» Set task:
Extract all lines containing "index".

» Data rows:
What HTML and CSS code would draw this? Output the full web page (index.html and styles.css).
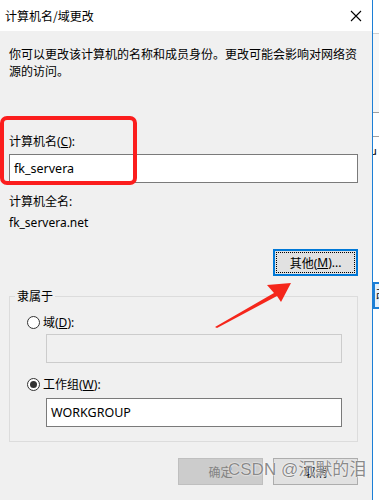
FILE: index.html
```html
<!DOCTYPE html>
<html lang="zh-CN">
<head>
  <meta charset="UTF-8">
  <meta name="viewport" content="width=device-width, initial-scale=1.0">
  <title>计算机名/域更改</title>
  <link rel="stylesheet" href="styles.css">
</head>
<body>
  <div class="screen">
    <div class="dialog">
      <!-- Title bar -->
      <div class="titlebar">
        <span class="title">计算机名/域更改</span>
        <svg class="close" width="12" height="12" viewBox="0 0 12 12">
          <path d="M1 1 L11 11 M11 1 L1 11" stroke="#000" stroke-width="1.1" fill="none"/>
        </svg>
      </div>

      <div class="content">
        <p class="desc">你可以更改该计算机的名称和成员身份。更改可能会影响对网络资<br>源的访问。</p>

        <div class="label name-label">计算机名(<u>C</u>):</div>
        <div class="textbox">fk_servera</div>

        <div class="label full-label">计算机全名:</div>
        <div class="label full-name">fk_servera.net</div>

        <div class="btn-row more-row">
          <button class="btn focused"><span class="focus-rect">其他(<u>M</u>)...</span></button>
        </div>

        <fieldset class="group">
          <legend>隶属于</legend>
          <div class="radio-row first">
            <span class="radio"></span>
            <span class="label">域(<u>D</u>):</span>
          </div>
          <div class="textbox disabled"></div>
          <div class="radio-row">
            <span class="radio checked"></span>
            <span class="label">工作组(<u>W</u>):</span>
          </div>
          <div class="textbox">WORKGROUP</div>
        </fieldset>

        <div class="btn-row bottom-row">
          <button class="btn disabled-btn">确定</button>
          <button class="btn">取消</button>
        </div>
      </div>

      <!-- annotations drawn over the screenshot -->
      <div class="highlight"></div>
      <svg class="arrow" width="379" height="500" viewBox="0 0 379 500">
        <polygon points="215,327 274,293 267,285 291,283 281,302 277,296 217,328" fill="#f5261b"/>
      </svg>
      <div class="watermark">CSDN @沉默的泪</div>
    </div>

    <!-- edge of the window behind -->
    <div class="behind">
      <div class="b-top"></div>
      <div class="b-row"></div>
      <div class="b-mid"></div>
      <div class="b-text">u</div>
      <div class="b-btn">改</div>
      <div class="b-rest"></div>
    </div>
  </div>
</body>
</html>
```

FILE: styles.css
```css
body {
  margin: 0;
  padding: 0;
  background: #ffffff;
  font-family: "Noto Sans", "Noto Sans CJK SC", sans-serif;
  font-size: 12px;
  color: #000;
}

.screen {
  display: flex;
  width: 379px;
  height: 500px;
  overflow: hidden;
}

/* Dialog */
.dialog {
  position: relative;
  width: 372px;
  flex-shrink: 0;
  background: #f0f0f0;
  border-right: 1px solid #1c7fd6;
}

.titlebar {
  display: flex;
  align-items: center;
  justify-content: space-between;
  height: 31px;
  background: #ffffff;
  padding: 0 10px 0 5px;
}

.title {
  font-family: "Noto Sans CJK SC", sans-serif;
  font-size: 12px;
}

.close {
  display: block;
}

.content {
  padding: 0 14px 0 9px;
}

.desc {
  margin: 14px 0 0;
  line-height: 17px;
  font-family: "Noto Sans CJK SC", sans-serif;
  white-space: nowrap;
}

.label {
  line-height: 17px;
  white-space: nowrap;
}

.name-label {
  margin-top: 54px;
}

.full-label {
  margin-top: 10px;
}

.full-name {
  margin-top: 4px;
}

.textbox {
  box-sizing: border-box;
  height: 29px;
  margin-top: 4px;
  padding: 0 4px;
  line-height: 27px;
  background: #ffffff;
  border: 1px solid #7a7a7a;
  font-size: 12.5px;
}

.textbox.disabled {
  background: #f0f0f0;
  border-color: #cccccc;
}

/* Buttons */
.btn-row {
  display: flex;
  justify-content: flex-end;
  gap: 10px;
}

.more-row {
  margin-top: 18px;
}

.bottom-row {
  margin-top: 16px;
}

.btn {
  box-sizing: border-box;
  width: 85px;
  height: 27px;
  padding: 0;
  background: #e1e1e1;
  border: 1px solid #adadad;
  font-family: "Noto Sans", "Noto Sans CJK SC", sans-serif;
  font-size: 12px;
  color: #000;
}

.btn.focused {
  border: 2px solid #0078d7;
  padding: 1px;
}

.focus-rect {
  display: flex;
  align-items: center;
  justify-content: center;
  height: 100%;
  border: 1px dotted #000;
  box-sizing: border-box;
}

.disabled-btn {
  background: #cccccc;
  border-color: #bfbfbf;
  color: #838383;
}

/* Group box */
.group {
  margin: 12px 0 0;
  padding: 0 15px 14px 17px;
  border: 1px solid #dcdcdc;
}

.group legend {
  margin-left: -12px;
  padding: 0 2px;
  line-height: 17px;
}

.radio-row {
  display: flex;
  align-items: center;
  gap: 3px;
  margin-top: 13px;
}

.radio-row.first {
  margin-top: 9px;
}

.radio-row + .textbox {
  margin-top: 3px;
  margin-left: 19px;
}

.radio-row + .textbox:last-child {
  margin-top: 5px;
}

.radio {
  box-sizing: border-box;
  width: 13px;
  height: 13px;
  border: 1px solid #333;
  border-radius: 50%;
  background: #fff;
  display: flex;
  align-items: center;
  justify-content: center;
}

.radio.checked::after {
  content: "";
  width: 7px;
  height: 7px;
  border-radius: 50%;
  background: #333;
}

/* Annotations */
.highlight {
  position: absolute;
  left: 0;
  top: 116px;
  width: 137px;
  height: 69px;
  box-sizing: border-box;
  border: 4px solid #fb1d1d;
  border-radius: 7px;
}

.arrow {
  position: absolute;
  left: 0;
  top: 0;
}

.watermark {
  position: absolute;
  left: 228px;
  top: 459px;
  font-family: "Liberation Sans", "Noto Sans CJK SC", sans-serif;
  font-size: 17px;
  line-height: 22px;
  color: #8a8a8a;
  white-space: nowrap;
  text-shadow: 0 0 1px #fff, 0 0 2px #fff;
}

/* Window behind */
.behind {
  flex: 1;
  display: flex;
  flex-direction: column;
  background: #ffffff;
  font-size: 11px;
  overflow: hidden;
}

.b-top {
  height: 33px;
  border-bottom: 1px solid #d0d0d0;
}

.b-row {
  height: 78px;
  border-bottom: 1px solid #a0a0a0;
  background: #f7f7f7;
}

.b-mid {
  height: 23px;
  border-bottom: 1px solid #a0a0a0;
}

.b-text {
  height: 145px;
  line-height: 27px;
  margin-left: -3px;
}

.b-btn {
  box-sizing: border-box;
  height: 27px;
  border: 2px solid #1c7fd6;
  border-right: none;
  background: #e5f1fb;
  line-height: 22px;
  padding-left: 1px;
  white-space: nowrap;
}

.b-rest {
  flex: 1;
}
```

...

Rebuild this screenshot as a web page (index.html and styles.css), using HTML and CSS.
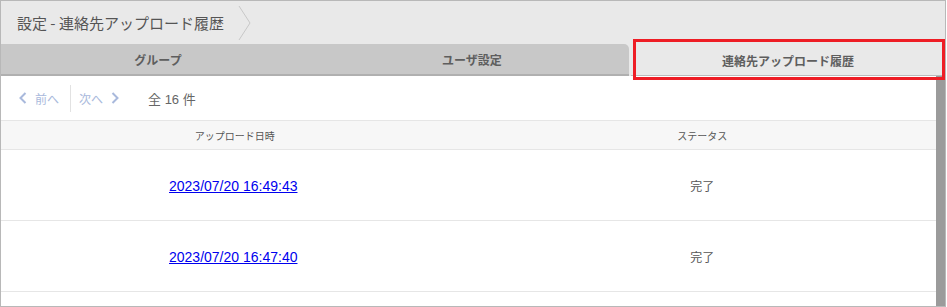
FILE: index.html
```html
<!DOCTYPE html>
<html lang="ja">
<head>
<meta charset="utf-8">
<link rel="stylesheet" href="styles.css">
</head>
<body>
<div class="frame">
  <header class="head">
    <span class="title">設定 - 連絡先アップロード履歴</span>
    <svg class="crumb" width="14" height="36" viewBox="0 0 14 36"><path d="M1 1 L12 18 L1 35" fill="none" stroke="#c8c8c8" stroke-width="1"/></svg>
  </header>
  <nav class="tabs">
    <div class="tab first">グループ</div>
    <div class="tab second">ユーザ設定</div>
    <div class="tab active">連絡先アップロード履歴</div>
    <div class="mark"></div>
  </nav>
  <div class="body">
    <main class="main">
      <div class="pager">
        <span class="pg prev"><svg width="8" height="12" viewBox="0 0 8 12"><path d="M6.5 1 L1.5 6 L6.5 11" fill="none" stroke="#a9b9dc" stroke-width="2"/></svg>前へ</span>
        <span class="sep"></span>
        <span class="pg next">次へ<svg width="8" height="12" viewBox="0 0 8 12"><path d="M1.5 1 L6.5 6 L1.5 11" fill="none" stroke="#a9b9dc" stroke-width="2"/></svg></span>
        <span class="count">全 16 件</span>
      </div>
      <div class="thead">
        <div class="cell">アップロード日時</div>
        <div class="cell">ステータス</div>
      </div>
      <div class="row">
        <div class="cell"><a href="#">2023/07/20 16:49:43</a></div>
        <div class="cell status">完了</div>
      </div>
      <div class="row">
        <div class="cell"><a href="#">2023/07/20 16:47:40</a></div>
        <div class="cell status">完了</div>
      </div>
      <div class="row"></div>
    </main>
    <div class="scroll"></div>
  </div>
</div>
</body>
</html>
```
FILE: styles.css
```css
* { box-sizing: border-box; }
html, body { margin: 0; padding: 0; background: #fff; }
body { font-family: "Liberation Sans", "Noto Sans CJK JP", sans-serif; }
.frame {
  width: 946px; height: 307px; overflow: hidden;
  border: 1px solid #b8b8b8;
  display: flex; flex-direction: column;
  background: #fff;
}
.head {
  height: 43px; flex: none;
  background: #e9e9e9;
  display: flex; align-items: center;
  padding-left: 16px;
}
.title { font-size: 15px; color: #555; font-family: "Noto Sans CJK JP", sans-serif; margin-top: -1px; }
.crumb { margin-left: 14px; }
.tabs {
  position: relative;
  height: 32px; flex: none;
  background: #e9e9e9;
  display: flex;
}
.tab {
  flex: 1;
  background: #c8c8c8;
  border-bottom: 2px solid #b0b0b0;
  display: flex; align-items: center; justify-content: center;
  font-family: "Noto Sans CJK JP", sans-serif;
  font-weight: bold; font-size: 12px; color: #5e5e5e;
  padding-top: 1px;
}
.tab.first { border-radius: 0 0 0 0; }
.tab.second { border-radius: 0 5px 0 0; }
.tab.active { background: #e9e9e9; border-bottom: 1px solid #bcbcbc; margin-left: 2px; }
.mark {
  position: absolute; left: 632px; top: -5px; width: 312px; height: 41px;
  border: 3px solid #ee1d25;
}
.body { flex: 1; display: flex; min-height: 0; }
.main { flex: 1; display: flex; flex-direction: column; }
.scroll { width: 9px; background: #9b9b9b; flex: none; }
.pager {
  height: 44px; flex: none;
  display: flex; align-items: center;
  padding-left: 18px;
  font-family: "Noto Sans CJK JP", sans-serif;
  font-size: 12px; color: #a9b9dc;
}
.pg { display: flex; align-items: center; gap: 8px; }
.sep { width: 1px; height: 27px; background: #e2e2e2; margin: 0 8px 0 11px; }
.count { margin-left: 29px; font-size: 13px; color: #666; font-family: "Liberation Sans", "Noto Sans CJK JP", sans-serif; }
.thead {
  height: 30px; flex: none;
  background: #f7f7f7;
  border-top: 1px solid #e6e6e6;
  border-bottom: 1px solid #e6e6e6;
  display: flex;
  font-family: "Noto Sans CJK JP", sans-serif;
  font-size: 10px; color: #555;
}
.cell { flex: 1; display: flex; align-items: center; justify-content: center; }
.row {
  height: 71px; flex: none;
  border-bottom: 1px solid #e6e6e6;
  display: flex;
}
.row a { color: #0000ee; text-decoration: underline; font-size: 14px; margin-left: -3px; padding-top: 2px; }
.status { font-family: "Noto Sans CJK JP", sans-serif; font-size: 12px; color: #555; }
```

---

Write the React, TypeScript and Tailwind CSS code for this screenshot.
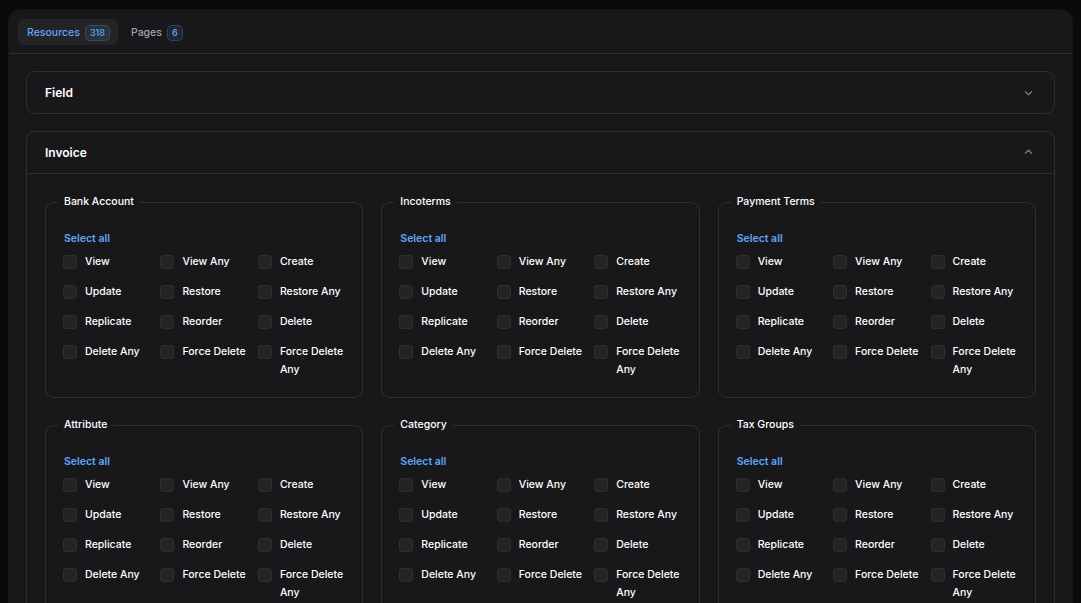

» Solution:
What HTML and CSS code would draw this? Output the full web page (index.html and styles.css).
FILE: index.html
Rebuild this screenshot as a web page (index.html and styles.css), using HTML and CSS.
FILE: index.html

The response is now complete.